Why the mixed feelings?
First, the primary characters didn't draw me in. They haven't achieved peak Gatsby self-centered perspective, but they edge in that direction. Protagonist Jude Duarte, her twin sister Taryn, and older half-sister Vivienne are teenagers who have access to material wealth, but negotiate very rocky community and family / foster-family relationships. It's a tricky thing to pull off in a way I find compelling and The Cruel Prince doesn't manage it. I go back and forth on whether the protags feel like teenagers; sometimes they're convincingly short-sighted, but I didn't quite slip into believing the ages on the tin.
Second, there's the youngest son of the faerie king, the cruel prince of the title. He's one of those woobie boys who are terrible on the outside but suffering from feelings and terrible family on the inside, cough fanon!Draco cough. Spoilt woobie princelings are Not My Thing.
I did appreciate the final heel-turn plot twist where Jude, having previously put spoilt princeling Cardan in a position to swear obedience to her for a year and a day, uses that magical obedience to make him the new faerie king. It's a position he doesn't want and other people don't want him to have it, but the other options are, by and large, even worse.
I've also got strong feelings about a novel with a female protagonist being named after the obnoxious guy character. Ahem.

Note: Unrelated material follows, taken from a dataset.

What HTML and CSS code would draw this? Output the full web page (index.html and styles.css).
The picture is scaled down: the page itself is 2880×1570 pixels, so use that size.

I also feel there's some things to be said about the Duarte girls as immigrants - however involuntary - to a land that will forever treat the full-human girls as Others. And the cultural mish-mash as the girls negotiate the experience of being Fae-raised mortals, both in the mortal world and in faerie. Maybe it's coming in the second and third novels of the trilogy, but seriously: last five chapters. Life is too short for slogging through nominally "fun" reading.